Well until we saw it here, NO ONE was proposing that El Naranjal was way north in Chihuahua/Sonora border region either.
Shortfinger also wrote
My contention is that, during the time frame of El Naranjal, the Tayopa region WAS in Durango (see previous map), ergo, the Tayopa region could be the correct location. In fact, “Tayopa in Durango?” was a thread you yourself started a couple of years ago!
Indeed, and I never stated that I believed that Tayopa was in Durango, just thought the theory was interesting enough for a discussion.
Shortfinger also wrote
I mentioned the Jesuits only in passing, because they were able to find several mines in the region (and, pretty much every region they went to, from what I can tell), but I am reasonably sure that they were never associated with El Naranjal. And, if they did happen to locate and work the claim during the early years, it would not have been called El Naranjal.

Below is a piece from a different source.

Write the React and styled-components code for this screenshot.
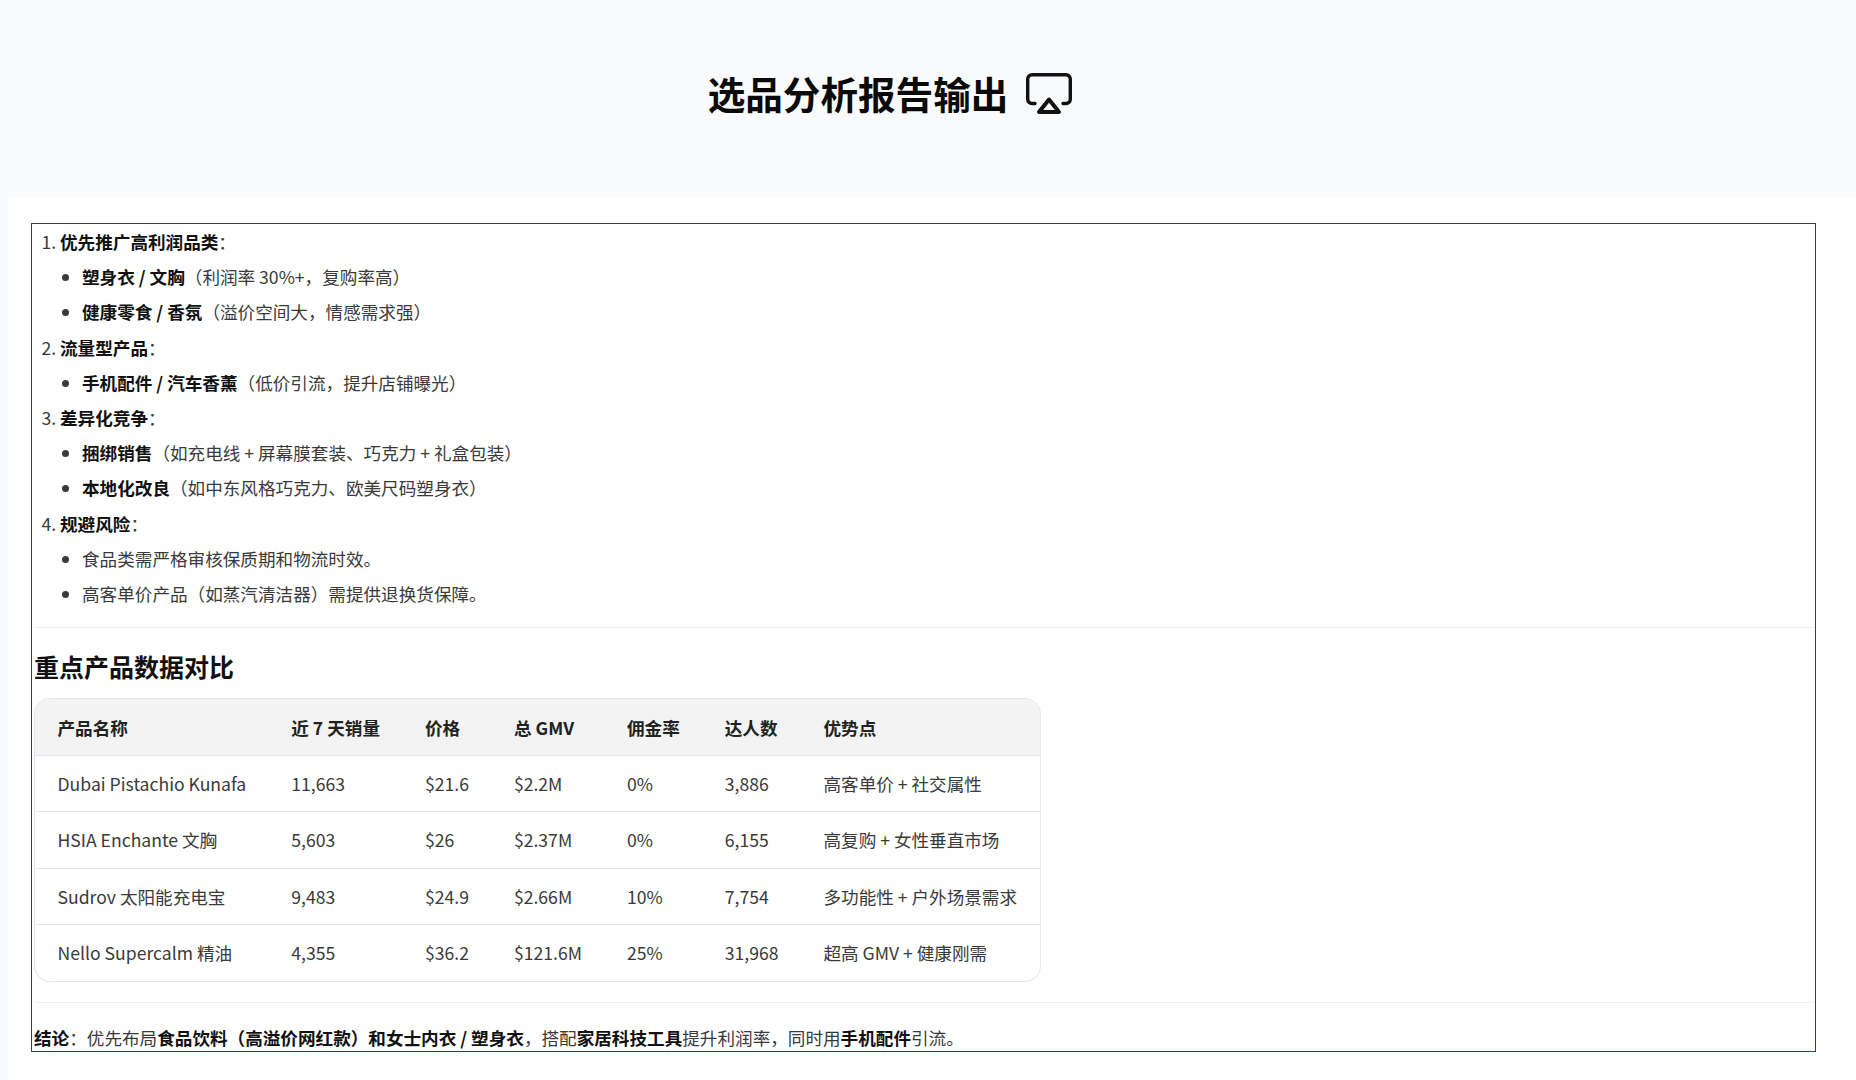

So, to sum up, we have a mineralized area, that was (historically during the correct time frame) in Durango, with orange trees, not too far from a ruined hacienda, with several other mines nearby….No shoe fitting there, that I can see. It slips on quite easily.
However, I do have to agree with you, the best way to get some answers is to start mining, and see what the ore looks like. So, if the ore is an unusual orangish hue, will you admit to the possibility?
My biggest hesitation for recommending this course of action is, no matter what happens, find it or not, El Naranjal or not, there will need to be another couple of chapters added to the Tayopa book…..which will then need to be revised…..etc, etc, etc.
More coffee?
JB
I have always allowed that it is POSSIBLE that El Naranjal, the second most famous lost mine of Mexico and most famous of Sinaloa, COULD be in Tayopa. Highly unlikely though.
Real de Tayopa wrote
Err.ah, Oro, by any chance was thr holder of Naranjo a coadjutor for the Jesuits??, Coffee for you also.
Funny, never saw any mention of any Jesuit coadjutor, priest or neophyte being involved with Naranjal. By the way you have just altered the name there to Naranjo, "orange", which could lead down some erroneous trails. As our mutual amigo Cactusjumper Joe is fond of pointing out, history gets changed one word at a time, and sometimes just by one or two letters at a time! (Remember Atlantic & Atlantis, from the translations of Herodotus? Atlantis got erased by the translators altering the S to a C)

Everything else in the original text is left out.